--- START ---

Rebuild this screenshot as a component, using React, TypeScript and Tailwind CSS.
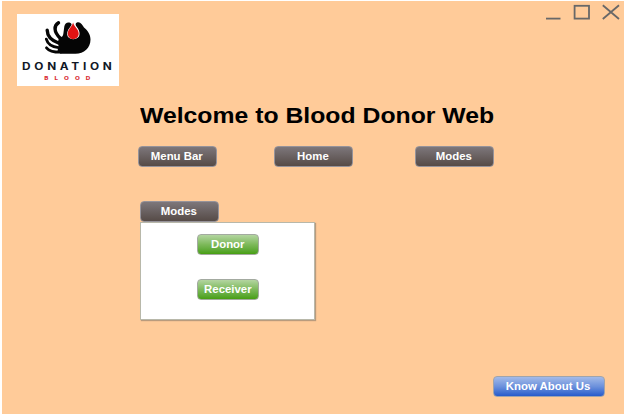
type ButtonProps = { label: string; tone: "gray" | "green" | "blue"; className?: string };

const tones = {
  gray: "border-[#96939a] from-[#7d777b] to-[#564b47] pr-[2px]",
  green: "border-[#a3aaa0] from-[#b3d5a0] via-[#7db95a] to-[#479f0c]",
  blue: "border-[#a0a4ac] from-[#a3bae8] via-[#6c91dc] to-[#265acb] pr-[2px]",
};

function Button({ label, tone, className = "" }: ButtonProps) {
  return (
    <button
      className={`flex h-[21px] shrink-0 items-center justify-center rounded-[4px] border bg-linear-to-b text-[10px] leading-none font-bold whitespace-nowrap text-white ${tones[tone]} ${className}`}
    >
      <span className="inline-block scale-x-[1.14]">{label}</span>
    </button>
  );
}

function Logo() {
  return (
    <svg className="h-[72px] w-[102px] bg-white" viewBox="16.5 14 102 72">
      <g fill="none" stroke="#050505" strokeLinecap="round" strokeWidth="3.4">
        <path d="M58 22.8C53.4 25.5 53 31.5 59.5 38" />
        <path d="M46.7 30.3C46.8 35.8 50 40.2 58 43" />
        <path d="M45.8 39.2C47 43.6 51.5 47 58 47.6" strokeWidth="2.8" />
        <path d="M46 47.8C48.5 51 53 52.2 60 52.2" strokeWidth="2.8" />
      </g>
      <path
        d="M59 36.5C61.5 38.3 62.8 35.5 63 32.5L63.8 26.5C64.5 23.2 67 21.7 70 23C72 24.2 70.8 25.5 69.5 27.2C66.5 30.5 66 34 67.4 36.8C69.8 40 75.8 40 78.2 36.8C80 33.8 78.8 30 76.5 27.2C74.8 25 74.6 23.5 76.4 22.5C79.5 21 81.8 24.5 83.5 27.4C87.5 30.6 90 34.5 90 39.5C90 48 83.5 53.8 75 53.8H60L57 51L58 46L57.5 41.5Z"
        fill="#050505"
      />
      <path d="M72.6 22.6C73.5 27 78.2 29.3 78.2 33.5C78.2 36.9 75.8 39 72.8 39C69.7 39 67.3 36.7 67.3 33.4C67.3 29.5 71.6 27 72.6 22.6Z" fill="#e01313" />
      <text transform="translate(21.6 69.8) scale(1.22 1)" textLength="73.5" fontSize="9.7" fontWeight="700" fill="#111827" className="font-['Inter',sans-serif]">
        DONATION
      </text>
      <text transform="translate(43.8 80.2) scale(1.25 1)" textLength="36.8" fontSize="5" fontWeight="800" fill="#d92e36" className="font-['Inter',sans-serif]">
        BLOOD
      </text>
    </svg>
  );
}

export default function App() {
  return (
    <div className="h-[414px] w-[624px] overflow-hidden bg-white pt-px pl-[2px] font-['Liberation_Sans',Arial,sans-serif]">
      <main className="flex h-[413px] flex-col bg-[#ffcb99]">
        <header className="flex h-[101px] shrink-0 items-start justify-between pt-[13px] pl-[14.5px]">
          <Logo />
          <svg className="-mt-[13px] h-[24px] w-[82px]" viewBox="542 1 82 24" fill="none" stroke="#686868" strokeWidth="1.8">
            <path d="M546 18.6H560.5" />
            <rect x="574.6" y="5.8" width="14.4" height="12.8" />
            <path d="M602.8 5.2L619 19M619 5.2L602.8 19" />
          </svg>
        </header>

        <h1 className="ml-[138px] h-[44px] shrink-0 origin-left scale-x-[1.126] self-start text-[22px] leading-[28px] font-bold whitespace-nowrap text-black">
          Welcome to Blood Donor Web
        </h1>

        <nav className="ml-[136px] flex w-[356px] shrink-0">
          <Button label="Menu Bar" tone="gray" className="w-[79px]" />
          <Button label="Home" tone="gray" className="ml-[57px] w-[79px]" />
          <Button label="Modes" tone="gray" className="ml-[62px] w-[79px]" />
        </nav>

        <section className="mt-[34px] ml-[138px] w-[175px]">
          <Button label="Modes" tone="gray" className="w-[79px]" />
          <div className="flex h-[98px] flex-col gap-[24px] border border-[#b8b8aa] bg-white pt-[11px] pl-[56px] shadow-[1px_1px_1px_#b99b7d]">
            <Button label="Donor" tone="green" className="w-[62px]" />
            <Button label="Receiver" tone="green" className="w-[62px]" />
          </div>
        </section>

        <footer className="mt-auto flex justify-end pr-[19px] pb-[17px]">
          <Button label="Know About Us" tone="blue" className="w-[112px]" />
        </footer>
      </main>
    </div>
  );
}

--- END ---

__What is being asked__. Repeat the material above word for word, please, apart from its images.

__Final result__.
Rebuild this screenshot as a component, using React, TypeScript and Tailwind CSS.
type ButtonProps = { label: string; tone: "gray" | "green" | "blue"; className?: string };

const tones = {
  gray: "border-[#96939a] from-[#7d777b] to-[#564b47] pr-[2px]",
  green: "border-[#a3aaa0] from-[#b3d5a0] via-[#7db95a] to-[#479f0c]",
  blue: "border-[#a0a4ac] from-[#a3bae8] via-[#6c91dc] to-[#265acb] pr-[2px]",
};

function Button({ label, tone, className = "" }: ButtonProps) {
  return (
    <button
      className={`flex h-[21px] shrink-0 items-center justify-center rounded-[4px] border bg-linear-to-b text-[10px] leading-none font-bold whitespace-nowrap text-white ${tones[tone]} ${className}`}
    >
      <span className="inline-block scale-x-[1.14]">{label}</span>
    </button>
  );
}

function Logo() {
  return (
    <svg className="h-[72px] w-[102px] bg-white" viewBox="16.5 14 102 72">
      <g fill="none" stroke="#050505" strokeLinecap="round" strokeWidth="3.4">
        <path d="M58 22.8C53.4 25.5 53 31.5 59.5 38" />
        <path d="M46.7 30.3C46.8 35.8 50 40.2 58 43" />
        <path d="M45.8 39.2C47 43.6 51.5 47 58 47.6" strokeWidth="2.8" />
        <path d="M46 47.8C48.5 51 53 52.2 60 52.2" strokeWidth="2.8" />
      </g>
      <path
        d="M59 36.5C61.5 38.3 62.8 35.5 63 32.5L63.8 26.5C64.5 23.2 67 21.7 70 23C72 24.2 70.8 25.5 69.5 27.2C66.5 30.5 66 34 67.4 36.8C69.8 40 75.8 40 78.2 36.8C80 33.8 78.8 30 76.5 27.2C74.8 25 74.6 23.5 76.4 22.5C79.5 21 81.8 24.5 83.5 27.4C87.5 30.6 90 34.5 90 39.5C90 48 83.5 53.8 75 53.8H60L57 51L58 46L57.5 41.5Z"
        fill="#050505"
      />
      <path d="M72.6 22.6C73.5 27 78.2 29.3 78.2 33.5C78.2 36.9 75.8 39 72.8 39C69.7 39 67.3 36.7 67.3 33.4C67.3 29.5 71.6 27 72.6 22.6Z" fill="#e01313" />
      <text transform="translate(21.6 69.8) scale(1.22 1)" textLength="73.5" fontSize="9.7" fontWeight="700" fill="#111827" className="font-['Inter',sans-serif]">
        DONATION
      </text>
      <text transform="translate(43.8 80.2) scale(1.25 1)" textLength="36.8" fontSize="5" fontWeight="800" fill="#d92e36" className="font-['Inter',sans-serif]">
        BLOOD
      </text>
    </svg>
  );
}

export default function App() {
  return (
    <div className="h-[414px] w-[624px] overflow-hidden bg-white pt-px pl-[2px] font-['Liberation_Sans',Arial,sans-serif]">
      <main className="flex h-[413px] flex-col bg-[#ffcb99]">
        <header className="flex h-[101px] shrink-0 items-start justify-between pt-[13px] pl-[14.5px]">
          <Logo />
          <svg className="-mt-[13px] h-[24px] w-[82px]" viewBox="542 1 82 24" fill="none" stroke="#686868" strokeWidth="1.8">
            <path d="M546 18.6H560.5" />
            <rect x="574.6" y="5.8" width="14.4" height="12.8" />
            <path d="M602.8 5.2L619 19M619 5.2L602.8 19" />
          </svg>
        </header>

        <h1 className="ml-[138px] h-[44px] shrink-0 origin-left scale-x-[1.126] self-start text-[22px] leading-[28px] font-bold whitespace-nowrap text-black">
          Welcome to Blood Donor Web
        </h1>

        <nav className="ml-[136px] flex w-[356px] shrink-0">
          <Button label="Menu Bar" tone="gray" className="w-[79px]" />
          <Button label="Home" tone="gray" className="ml-[57px] w-[79px]" />
          <Button label="Modes" tone="gray" className="ml-[62px] w-[79px]" />
        </nav>

        <section className="mt-[34px] ml-[138px] w-[175px]">
          <Button label="Modes" tone="gray" className="w-[79px]" />
          <div className="flex h-[98px] flex-col gap-[24px] border border-[#b8b8aa] bg-white pt-[11px] pl-[56px] shadow-[1px_1px_1px_#b99b7d]">
            <Button label="Donor" tone="green" className="w-[62px]" />
            <Button label="Receiver" tone="green" className="w-[62px]" />
          </div>
        </section>

        <footer className="mt-auto flex justify-end pr-[19px] pb-[17px]">
          <Button label="Know About Us" tone="blue" className="w-[112px]" />
        </footer>
      </main>
    </div>
  );
}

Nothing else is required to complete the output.